“Pagué 300 euros por un certificado”
Los rumanos sienten que solo con sobornos se solucionan sus problemas
Monica Muti, de 24 años, quería acabar el Bachillerato en Rumanía. Después de pasar varios años en España, necesitaba un trámite administrativo para reanudar sus estudios. “Una secretaria del ministerio me pidió directamente dinero”, cuenta indignada. Necesitaba ese papel para empezar una nueva vida, para volver a entrar en el sistema. Así que “le di un sobre con 300 euros”. Ella, que ahora es camarera, cobra 110.
En Rumanía, los pequeños sobornos han creado una tupida malla de relación cotidiana con la Administración o con quienes tienen algún tipo de influencia con vida propia. Los dos euros que cuesta anular una multa en el autobús si se abona al revisor (oficialmente serían 11), la tableta electrónica que le regalaron un grupito de alumnos de la Facultad de Económicas a uno de sus profesores —“porque así estará más suave”, como dice uno de ellos— se suman a una extendida evasión de impuestos y una dinámica economía sumergida.
El problema de fondo es la magnitud del fenómeno. Da la impresión de que los rumanos sienten que, o se solucionan los problemas ellos mismos pagando pequeñas cantidades, o el sistema no va a hacer nada por ellos porque los políticos son una lacra.
Este domingo hay elecciones, pero el Gobierno rumano, socialdemócrata, lleva en el poder apenas siete meses. En ese tiempo, tres ministros se han visto obligados a dejar el cargo por acusaciones de corrupción. El de Sanidad, por malversar fondos europeos; el de Cultura, por ser al mismo tiempo director de un Teatro, y el secretario general del Gobierno, por incompatibilidad con su cargo directivo en una empresa. También están investigados otros dos y se han bloqueado dos nombramientos ministeriales.
Detrás de estas pesquisas está la Agencia Nacional de Integridad (ANI), un organismo creado cuando la adhesión a la UE para luchar contra la corrupción administrativa. Al frente del equipo que inspecciona las cuentas de los políticos está Horia Georgescu, un joven de 35 años que parece cómodo en su papel de azote de los negocios sucios de los políticos. “Todos los funcionarios públicos tienen que presentar una declaración de bienes e intereses”, explica en su despacho de un palacete con tapices, dorados y altos techos algo decadente. “Y luego se publican en la web todas. Hay 3,5 millones de ellas que cualquiera puede consultar”.

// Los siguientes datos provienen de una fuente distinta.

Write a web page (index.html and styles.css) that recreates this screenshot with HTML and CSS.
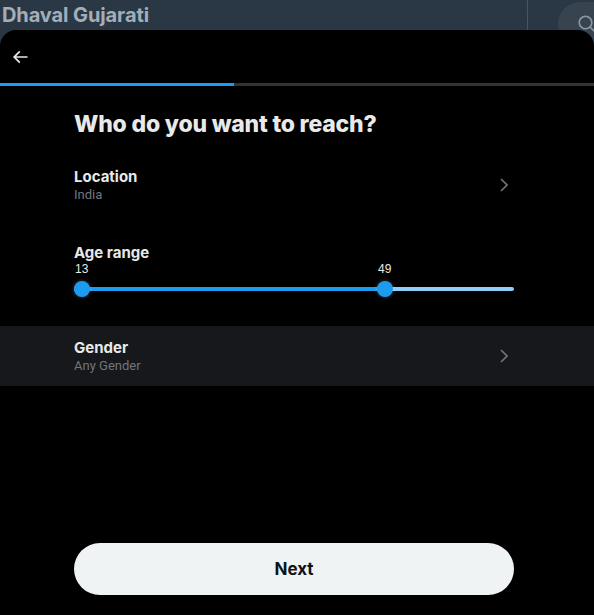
FILE: index.html
```html
<!DOCTYPE html>
<html lang="en">
<head>
<meta charset="utf-8">
<title>Who do you want to reach?</title>
<link rel="stylesheet" href="styles.css">
</head>
<body>
<div class="page">
  <header class="topbar">
    <div class="profile-name">Dhaval Gujarati</div>
    <div class="divider"></div>
    <div class="search">
      <svg viewBox="0 0 24 24" width="20" height="20"><path fill="currentColor" d="M10.25 3.75c-3.59 0-6.5 2.910-6.5 6.5s2.91 6.5 6.5 6.5c1.795 0 3.419-.726 4.596-1.904 1.178-1.177 1.904-2.801 1.904-4.596 0-3.590-2.910-6.5-6.5-6.5zm-8.5 6.5c0-4.694 3.806-8.5 8.5-8.5s8.5 3.806 8.5 8.5c0 1.986-.682 3.815-1.824 5.262l4.781 4.781-1.414 1.414-4.781-4.781c-1.447 1.142-3.276 1.824-5.262 1.824-4.694 0-8.5-3.806-8.5-8.5z"/></svg>
    </div>
  </header>

  <section class="modal">
    <div class="modal-head">
      <button class="back" aria-label="Back">
        <svg viewBox="0 0 24 24" width="20" height="20"><path fill="currentColor" d="M7.414 13l5.043 5.04-1.414 1.42L3.586 12l7.457-7.46 1.414 1.42L7.414 11H21v2H7.414z"/></svg>
      </button>
    </div>
    <div class="progress"><div class="progress-fill"></div></div>

    <h2 class="title">Who do you want to reach?</h2>

    <div class="row">
      <div class="row-text">
        <div class="row-label">Location</div>
        <div class="row-value">India</div>
      </div>
      <svg class="chev" viewBox="0 0 8 14" width="8" height="14"><path d="M1 1l6 6-6 6" fill="none" stroke="currentColor" stroke-width="1.6"/></svg>
    </div>

    <div class="age">
      <div class="row-label">Age range</div>
      <div class="slider">
        <div class="track"></div>
        <div class="track-active"></div>
        <div class="handle h-min"><span class="handle-label">13</span><span class="thumb"></span></div>
        <div class="handle h-max"><span class="handle-label">49</span><span class="thumb"></span></div>
      </div>
    </div>

    <div class="row row-hover">
      <div class="row-text">
        <div class="row-label">Gender</div>
        <div class="row-value">Any Gender</div>
      </div>
      <svg class="chev" viewBox="0 0 8 14" width="8" height="14"><path d="M1 1l6 6-6 6" fill="none" stroke="currentColor" stroke-width="1.6"/></svg>
    </div>

    <div class="footer">
      <button class="next">Next</button>
    </div>
  </section>
</div>
</body>
</html>
```

FILE: styles.css
```css
* { box-sizing: border-box; }
html, body { margin: 0; padding: 0; }
body {
  width: 594px;
  height: 615px;
  overflow: hidden;
  font-family: "Inter", "Roboto", "Liberation Sans", sans-serif;
  background: #202b36;
}
.page {
  display: flex;
  flex-direction: column;
  height: 615px;
  background: linear-gradient(180deg, #2a3846 0%, #222e3a 60%, #1c2630 100%);
}
.topbar {
  height: 30px;
  display: flex;
  align-items: flex-start;
  flex-shrink: 0;
}
.profile-name {
  margin-left: 2px;
  margin-top: 3px;
  font-size: 20px;
  font-weight: 700;
  line-height: 24px;
  color: #a3aeb9;
  letter-spacing: -0.1px;
}
.divider {
  margin-left: auto;
  width: 1px;
  height: 30px;
  background: #4a5561;
}
.search {
  margin-left: 30px;
  margin-top: 2px;
  width: 36px;
  height: 44px;
  border-radius: 22px 0 0 22px;
  background: #37434f;
  color: #8b96a1;
  display: flex;
  align-items: center;
  padding-left: 19px;
  overflow: hidden;
  flex-shrink: 0;
}
.search svg { flex-shrink: 0; }
.modal {
  position: relative;
  flex: 1;
  background: #000;
  border-radius: 16px 16px 0 0;
  display: flex;
  flex-direction: column;
  color: #e7e9ea;
}
.modal-head {
  height: 53px;
  display: flex;
  align-items: center;
  padding-left: 10px;
}
.back {
  background: none;
  border: 0;
  padding: 0;
  width: 20px;
  height: 20px;
  margin-top: 1px;
  color: #e7e9ea;
  display: flex;
}
.progress {
  height: 3px;
  background: #2f3336;
}
.progress-fill {
  width: 234px;
  height: 3px;
  background: #1d9bf0;
}
.title {
  margin: 24px 0 0 74px;
  font-size: 23px;
  line-height: 28px;
  font-weight: 800;
  letter-spacing: -0.2px;
  color: #e7e9ea;
}
.row {
  margin-top: 17px;
  height: 60px;
  display: flex;
  align-items: center;
  padding: 0 86px 0 74px;
}
.row-hover {
  margin-top: 27px;
  background: #16181c;
}
.row-text { flex: 1; }
.row-label {
  font-size: 15px;
  line-height: 20px;
  font-weight: 700;
  color: #e7e9ea;
}
.row-value {
  font-size: 13px;
  line-height: 16px;
  color: #71767b;
  font-family: "Roboto", "Inter", sans-serif;
}
.chev { color: #71767b; }
.age {
  margin-top: 28px;
  padding-left: 74px;
  width: 514px;
}
.slider {
  position: relative;
  height: 36px;
}
.track {
  position: absolute;
  left: 0; right: 0;
  top: 24px;
  height: 4px;
  border-radius: 2px;
  background: #8ecdf8;
}
.track-active {
  position: absolute;
  left: 0;
  width: 311px;
  top: 24px;
  height: 4px;
  background: #1d9bf0;
}
.handle {
  position: absolute;
  top: 0;
  display: flex;
  flex-direction: column;
  align-items: flex-start;
}
.h-min { left: 0; }
.h-max { left: 303px; }
.handle-label {
  font-size: 12px;
  line-height: 13px;
  color: #e7e9ea;
  font-family: "Liberation Sans", "Inter", sans-serif;
  padding-left: 1px;
  margin-bottom: 5px;
}
.thumb {
  width: 16px;
  height: 16px;
  border-radius: 50%;
  background: #1d9bf0;
  box-shadow: 0 0 4px rgba(255,255,255,0.25);
}
.footer {
  margin-top: auto;
  padding: 0 80px 20px 74px;
}
.next {
  width: 440px;
  height: 52px;
  border: 0;
  border-radius: 26px;
  background: #eff3f4;
  color: #0f1419;
  font-family: "Inter", "Roboto", sans-serif;
  font-size: 17px;
  font-weight: 700;
}
```
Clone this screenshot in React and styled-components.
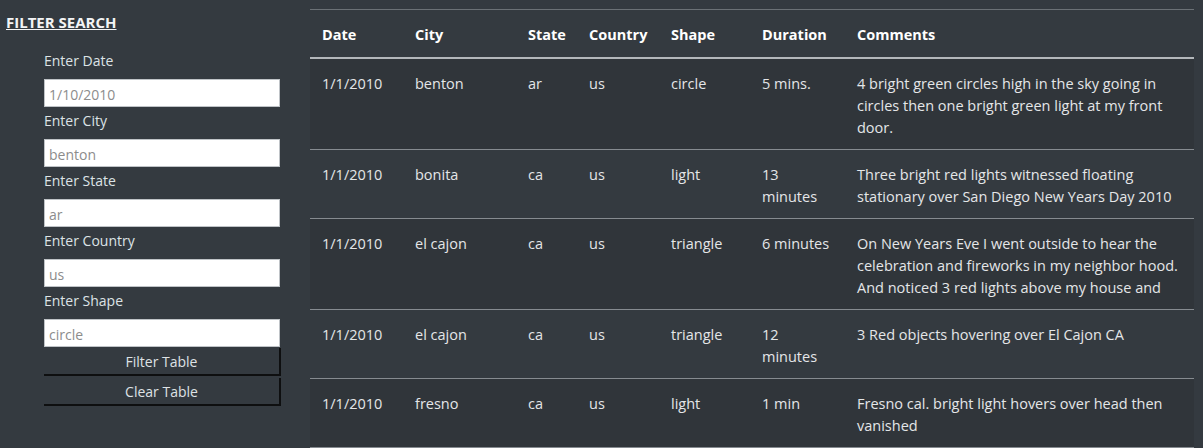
import React from "react";
import styled, { createGlobalStyle } from "styled-components";

const Global = createGlobalStyle`
  html, body { margin: 0; padding: 0; background: #343a40; }
  body { font-family: "Open Sans", "Noto Sans", sans-serif; color: #e4e6e8; }
  * { box-sizing: border-box; }
`;

const Page = styled.div`
  display: flex;
  align-items: flex-start;
  width: 1203px;
  height: 448px;
  overflow: hidden;
  background: #343a40;
`;

const Sidebar = styled.aside`
  width: 310px;
  flex: none;
  padding: 12px 0 0 6px;
`;

const Title = styled.div`
  font-size: 15px;
  font-weight: 700;
  color: #f3f4f5;
  text-decoration: underline;
  line-height: 20px;
`;

const Form = styled.form`
  display: flex;
  flex-direction: column;
  width: 237px;
  margin: 18px 0 0 38px;
`;

const Label = styled.label`
  font-size: 14px;
  line-height: 22px;
  color: #dde3e6;
  margin-bottom: 7px;
`;

const Input = styled.input`
  height: 28px;
  width: 236px;
  border: 1px solid #bfc3c7;
  background: #fff;
  color: #8c8c8c;
  font-family: inherit;
  font-size: 14px;
  padding: 2px 4px 0;
  margin: 0 0 3px 0;
  outline: none;
  &:last-of-type { margin-bottom: 0; }
`;

const Button = styled.button`
  height: 28px;
  width: 237px;
  margin-top: ${(p) => (p.$first ? "1px" : "2px")};
  background: #343a40;
  color: #dfe2e5;
  font-family: inherit;
  font-size: 14px;
  border: none;
  border-right: 2px solid #0e0f10;
  border-bottom: 2px solid #0e0f10;
  padding: 0;
`;

const Main = styled.main`
  flex: 1;
  padding: 9px 9px 0 0;
`;

const Table = styled.table`
  width: 884px;
  border-collapse: collapse;
  table-layout: fixed;
  font-size: 14.5px;
  line-height: 22px;
`;

const Th = styled.th`
  text-align: left;
  font-weight: 700;
  color: #ffffff;
  padding: 14px 12px 11px;
  border-top: 1px solid #6b7176;
  border-bottom: 2px solid #b3b7bb;
  vertical-align: bottom;
`;

const Tr = styled.tr`
  background: ${(p) => (p.$striped ? "#30353a" : "transparent")};
  border-bottom: 1px solid #868b90;
`;

const Td = styled.td`
  padding: 14px 12px 10px;
  vertical-align: top;
  color: #e4e6e8;
`;

const fields = [
  ["Enter Date", "1/10/2010"],
  ["Enter City", "benton"],
  ["Enter State", "ar"],
  ["Enter Country", "us"],
  ["Enter Shape", "circle"],
];

const cols = [93, 113, 61, 82, 91, 95, 349];
const heads = ["Date", "City", "State", "Country", "Shape", "Duration", "Comments"];

const rows = [
  ["1/1/2010", "benton", "ar", "us", "circle", "5 mins.", "4 bright green circles high in the sky going in circles then one bright green light at my front door."],
  ["1/1/2010", "bonita", "ca", "us", "light", "13 minutes", "Three bright red lights witnessed floating stationary over San Diego New Years Day 2010"],
  ["1/1/2010", "el cajon", "ca", "us", "triangle", "6 minutes", "On New Years Eve I went outside to hear the celebration and fireworks in my neighbor hood. And noticed 3 red lights above my house and"],
  ["1/1/2010", "el cajon", "ca", "us", "triangle", "12 minutes", "3 Red objects hovering over El Cajon CA"],
  ["1/1/2010", "fresno", "ca", "us", "light", "1 min", "Fresno cal. bright light hovers over head then vanished"],
];

export default function App() {
  return (
    <>
      <Global />
      <Page>
        <Sidebar>
          <Title>FILTER SEARCH</Title>
          <Form onSubmit={(e) => e.preventDefault()}>
            {fields.map(([label, value]) => (
              <React.Fragment key={label}>
                <Label>{label}</Label>
                <Input defaultValue={value} />
              </React.Fragment>
            ))}
            <Button $first type="button">Filter Table</Button>
            <Button type="button">Clear Table</Button>
          </Form>
        </Sidebar>
        <Main>
          <Table>
            <colgroup>
              {cols.map((w, i) => (
                <col key={i} style={{ width: w }} />
              ))}
            </colgroup>
            <thead>
              <tr>
                {heads.map((h) => (
                  <Th key={h}>{h}</Th>
                ))}
              </tr>
            </thead>
            <tbody>
              {rows.map((r, i) => (
                <Tr key={i} $striped={i % 2 === 0}>
                  {r.map((c, j) => (
                    <Td key={j}>{c}</Td>
                  ))}
                </Tr>
              ))}
            </tbody>
          </Table>
        </Main>
      </Page>
    </>
  );
}
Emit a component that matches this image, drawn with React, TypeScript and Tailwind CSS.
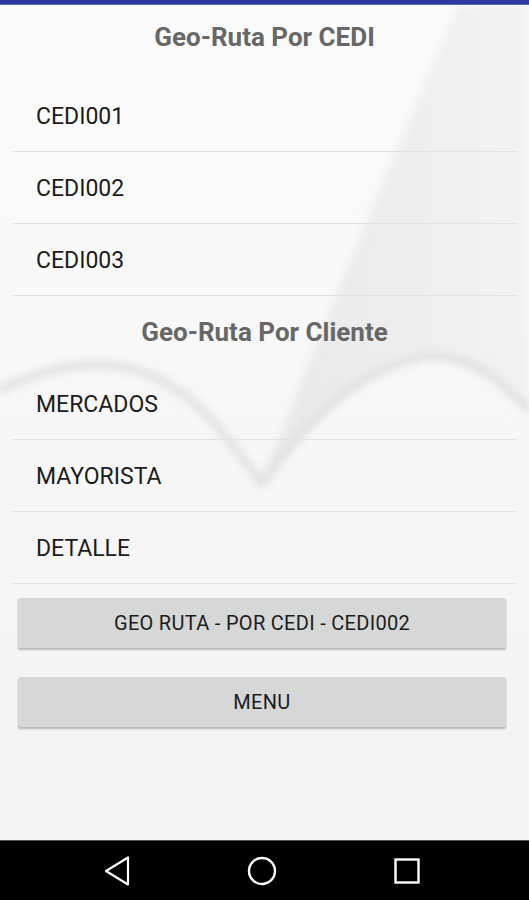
import React from 'react';

const cedis = ['CEDI001', 'CEDI002', 'CEDI003'];
const clientes = ['MERCADOS', 'MAYORISTA', 'DETALLE'];

const Backdrop = () => (
  <svg
    className="absolute inset-0 h-full w-full"
    viewBox="0 0 529 835"
    preserveAspectRatio="none"
  >
    <defs>
      <linearGradient id="sweep" x1="0" y1="0" x2="1" y2="0">
        <stop offset="0" stopColor="#e8e8e8" />
        <stop offset="1" stopColor="#f3f3f3" />
      </linearGradient>
      <filter id="soft">
        <feGaussianBlur stdDeviation="4" />
      </filter>
    </defs>
    <path
      d="M458 0 C 420 90, 360 230, 300 380 C 285 420, 272 450, 262 475 C 300 430, 360 360, 420 350 C 470 345, 505 380, 529 410 L529 0 Z"
      fill="url(#sweep)"
      filter="url(#soft)"
    />
    <path
      d="M0 385 C 60 355, 120 350, 170 380 C 210 405, 240 450, 262 478 C 290 440, 340 370, 420 352 C 470 345, 505 380, 529 405"
      fill="none"
      stroke="#dddddd"
      strokeWidth="7"
      filter="url(#soft)"
    />
  </svg>
);

const Row = ({ label }: { label: string }) => (
  <div className="h-[72px] flex items-center pl-6 pt-[3px] border-b border-[#e2e2e2] text-[23px] text-[#1c1c1c]">
    {label}
  </div>
);

const Heading = ({ children, h }: { children: React.ReactNode; h: string }) => (
  <div className={`${h} flex items-center justify-center text-[26px] font-bold text-[#676767]`}>
    {children}
  </div>
);

const Button = ({ label }: { label: string }) => (
  <button className="mx-1.5 h-[50px] w-[488px] bg-[#d6d7d7] rounded-[2px] shadow-[0_2px_2px_rgba(0,0,0,0.25)] text-[20px] tracking-[0.3px] text-[#1c1c1c] flex items-center justify-center">
    {label}
  </button>
);

const App = () => {
  return (
    <div
      className="w-[529px] h-[900px] flex flex-col bg-[#f8f8f8] overflow-hidden"
      style={{ fontFamily: 'Roboto, "Liberation Sans", sans-serif' }}
    >
      <div className="h-[5px] bg-[#2f3a9c] border-b border-[#5c66b8]" />
      <main className="relative flex-1 bg-gradient-to-b from-[#fbfbfb] to-[#f3f3f3]">
        <Backdrop />
        <div className="relative px-3">
          <Heading h="h-[75px] pb-[11px]">Geo-Ruta Por CEDI</Heading>
          {cedis.map((c) => (
            <Row key={c} label={c} />
          ))}
          <Heading h="h-[72px]">Geo-Ruta Por Cliente</Heading>
          {clientes.map((c) => (
            <Row key={c} label={c} />
          ))}
          <div className="flex flex-col gap-[29px] pt-[14px]">
            <Button label="GEO RUTA - POR CEDI - CEDI002" />
            <Button label="MENU" />
          </div>
        </div>
      </main>
      <nav className="h-[60px] bg-black border-t border-[#555] flex items-center gap-[115px] pl-[102px]">
        <svg width="30" height="30" viewBox="0 0 30 30" fill="none" stroke="white" strokeWidth="2.2" strokeLinejoin="round">
          <path d="M26 1.5 L26 28.5 L4 15 Z" />
        </svg>
        <svg width="30" height="30" viewBox="0 0 30 30" fill="none" stroke="white" strokeWidth="2.4">
          <circle cx="15" cy="15" r="13" />
        </svg>
        <svg width="30" height="30" viewBox="0 0 30 30" fill="none" stroke="white" strokeWidth="2.4">
          <rect x="3.5" y="3.5" width="23" height="23" />
        </svg>
      </nav>
    </div>
  );
};

export default App;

Este ejercicio de transparencia resulta más que molesto a muchos políticos, sobre todo en campaña electoral. “Conforme se acercaban las elecciones, las presiones sobre la institución, las amenazas y los insultos a mí o a mi familia han aumentado exponencialmente”, denuncia Georgescu. Además, ha habido intentos de laminar poder al organismo para dejarlo en una mera carcasa administrativa irrelevante. Lo llamativo es que tanto estruendo se interpreta como un indicio de que la lucha contra la corrupción va por el buen camino, como demostró el hito de que fuera a prisión el antiguo primer ministro Adrian Nastase. Por primera vez, nadie era intocable.
Sin embargo, los políticos aún tienen recursos para vadear las acusaciones de corrupción, y tras ser acusados por la ANI, muchos optan por judicializar el caso, que se empieza a ralentizar de media unos dos o tres años. Georgescu y su equipo han logrado 211 sentencias firmes por incompatibilidad con cargo público de 300, y de esas, 194 confirmaron sus pesquisas. Solo le preocupa que ahora se diera un paso atrás.